STS SEIBERT: Die Bundeskanzlerin hat gestern mit Herrn Putin gesprochen. Wir sprechen jetzt über das, was in diesen Tagen anliegt, und nehmen die Entwicklung zunächst einmal Tag für Tag; das scheint mir das Vernünftigste zu sein.

FRAGE: Hat die Absage des G20-Briefings etwas mit der gegenwärtig laufenden Syrien-Thematik zu tun?

STS SEIBERT: Nein, die hat rein terminliche Gründe. Wir werden das nachholen und Ihnen rechtzeitig Bescheid sagen.

FRAGE: Wann wird es am Rande des Petersburger Gipfels zu einem Gespräch zwischen Merkel und Putin kommen?

STS SEIBERT: Ich kann das noch nicht sagen. Ich habe Ihnen vorgetragen, welche Treffen fest vereinbart sind. Die Erfahrung solcher internationalen Gipfel ist, dass sich vieles spontan und am Rande ergibt und dass vieles auch noch in den 24 Stunden vorher vereinbart wird. Nach heutigem Stand, Freitag, habe ich Ihnen gesagt, was ich Ihnen an bilateralen Treffen schon nennen konnte. Aber das verändert sich.

FRAGE: Herr Seibert, Sie haben vorhin die ökonomischen Themen des G20-Gipfels genannt. Stellen Sie sich darauf ein, dass diese Themen an Bedeutung verlieren werden?

STS SEIBERT: Diese Themen sind von großer Bedeutung für alle teilnehmenden Staaten. Sie sind lange vorbereitet worden. Es sind Themen, mit denen sich beispielsweise auch schon der G8-Gipfel sehr intensiv auseinandergesetzt hat.
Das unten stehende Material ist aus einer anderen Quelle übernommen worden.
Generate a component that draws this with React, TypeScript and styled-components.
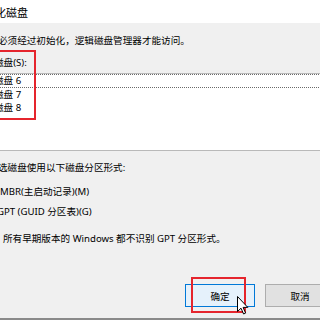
import React from "react";
import styled, { createGlobalStyle } from "styled-components";

const Global = createGlobalStyle`
  html, body { margin: 0; padding: 0; background: #f0f0f0; }
  body { overflow: hidden; }
`;

const Page = styled.div`
  position: relative;
  width: 320px;
  height: 320px;
  overflow: hidden;
  display: flex;
  flex-direction: column;
  background: #f0f0f0;
  font-family: "Noto Sans", "Noto Sans CJK SC", sans-serif;
  font-size: 9.6px;
  color: #000;
`;

const TitleBar = styled.div`
  height: 23px;
  flex: none;
  background: #fff;
  display: flex;
  align-items: center;
  font-size: 11px;
`;

const TitleText = styled.span`
  margin-left: -5px;
  white-space: nowrap;
`;

const Body = styled.div`
  flex: 1;
  display: flex;
  flex-direction: column;
`;

const Line = styled.div<{ $indent: number; $top: number }>`
  height: 13px;
  line-height: 13px;
  margin-top: ${(p) => p.$top}px;
  margin-left: ${(p) => p.$indent}px;
  white-space: nowrap;
`;

const ListBox = styled.div`
  margin: 4px -10px 0 -10px;
  height: 78px;
  box-sizing: border-box;
  background: #fff;
  border: 1px solid #b9b9b9;
  display: flex;
  flex-direction: column;
`;

const ListItem = styled.div<{ $focused?: boolean }>`
  box-sizing: border-box;
  height: ${(p) => (p.$focused ? 14 : 13)}px;
  line-height: ${(p) => (p.$focused ? 12 : 13)}px;
  padding-left: ${(p) => (p.$focused ? 2 : 3)}px;
  border: ${(p) => (p.$focused ? "1px dotted #6a6a6a" : "none")};
  white-space: nowrap;
`;

const ButtonRow = styled.div`
  display: flex;
  justify-content: flex-end;
  gap: 10px;
  margin-top: 39px;
  margin-right: -15px;
`;

const Button = styled.div<{ $primary?: boolean }>`
  width: 70px;
  height: 23px;
  box-sizing: border-box;
  display: flex;
  align-items: center;
  justify-content: center;
  border: 1px solid ${(p) => (p.$primary ? "#0078d7" : "#adadad")};
  background: ${(p) => (p.$primary ? "#e5f1fb" : "#e1e1e1")};
`;

const BottomEdge = styled.div`
  flex: none;
  height: 2px;
  background: #8a8a8a;
`;

const Highlight = styled.div<{ $l: number; $t: number; $w: number; $h: number }>`
  position: absolute;
  left: ${(p) => p.$l}px;
  top: ${(p) => p.$t}px;
  width: ${(p) => p.$w}px;
  height: ${(p) => p.$h}px;
  box-sizing: border-box;
  border: 2px solid #e5252d;
  pointer-events: none;
`;

const Cursor = styled.svg`
  position: absolute;
  left: 237px;
  top: 296px;
`;

export default function App() {
  return (
    <Page>
      <Global />
      <TitleBar>
        <TitleText>化磁盘</TitleText>
      </TitleBar>
      <Body>
        <Line $indent={-2} $top={11}>必须经过初始化，逻辑磁盘管理器才能访问。</Line>
        <Line $indent={-6} $top={9}>磁盘(S):</Line>
        <ListBox>
          <ListItem $focused>磁盘 6</ListItem>
          <ListItem>磁盘 7</ListItem>
          <ListItem>磁盘 8</ListItem>
        </ListBox>
        <Line $indent={-2} $top={10}>选磁盘使用以下磁盘分区形式:</Line>
        <Line $indent={0} $top={11}>MBR(主启动记录)(M)</Line>
        <Line $indent={-3} $top={7}>GPT (GUID 分区表)(G)</Line>
        <Line $indent={3} $top={14}>所有早期版本的 Windows 都不识别 GPT 分区形式。</Line>
        <ButtonRow>
          <Button $primary>确定</Button>
          <Button>取消</Button>
        </ButtonRow>
      </Body>
      <BottomEdge />
      <Highlight $l={-4} $t={50} $w={40} $h={70} />
      <Highlight $l={191} $t={277} $w={55} $h={36} />
      <Cursor width="12" height="19" viewBox="0 0 12 19">
        <path
          d="M0.5 0.5 L0.5 15.5 L4 12.2 L6.6 18 L8.6 17.1 L6.1 11.4 L10.8 11.4 Z"
          fill="#fff"
          stroke="#000"
          strokeWidth="1"
          strokeLinejoin="round"
        />
      </Cursor>
    </Page>
  );
}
Ich bin sicher: Diese Themen werden auch bei dem G20-Gipfel die ihnen gebührende Rolle spielen.

FRAGE: Hat denn die Bundesregierung oder das Bundeswirtschaftsministerium schon einmal die Konsequenzen eines Militärschlags oder einer militärischen Reaktion auf den Rohölpreis bzw. die strategischen Ölreserven Deutschlands diskutiert? Bei welchem Rohölpreis greift man diese strategischen Reserven an?

SCHWARTZ: Zunächst gilt auch für das Wirtschaftsministerium, dass wir uns nicht an Spekulationen über mögliche weitere Szenarien beteiligen. Grundsätzlich gilt, was die Rohölpreise anbelangt, dass wir keine Prognosen oder Spekulationen dazu abgeben, wie er sich entwickeln könnte.

Generell kann ich jetzt aber zum Thema der Ölimporte aus Syrien sagen, dass Syrien auch schon vor dem Konflikt kein bedeutender Ölproduzent war. Zum Beispiel lag die Produktion im Frühjahr 2011, also noch vor Beginn des Konflikts, bei rund 350.000 Barrel am Tag. Im Vergleich dazu beträgt die Welttagesproduktion knapp 90 Millionen Barrel. Auch aufgrund des Ölembargos, das ja schon seit einiger Zeit gilt, bezieht Deutschland derzeit kein Rohöl aus Syrien. Insofern sind keine direkten Auswirkungen zu befürchten.

Zu Ihrer Frage hinsichtlich der Nutzung von Ölreserven: Das ist ja gedacht für Fälle, in denen ein physischer Versorgungsengpass besteht. Momentan ist es aber so, dass der Ölmarkt insgesamt sehr gut versorgt ist. Deswegen kann ich auch hierzu jetzt keine weiteren Auskünfte geben. Das ist sozusagen auch ein hypothetisches Szenario, das man jetzt nicht vorwegnehmen kann.

ZUSATZFRAGE: Gibt es denn einen Preis, ab dem man dann sagt: Okay, jetzt müssen wir an die strategischen Ölreserven ran? Die Amerikaner sagen ja zum Beispiel: Bei 150 Dollar pro Barrel.

SCHWARTZ: Es gibt keinen gesetzlich oder sonstwie festgelegten Preis, ab dem interveniert wird.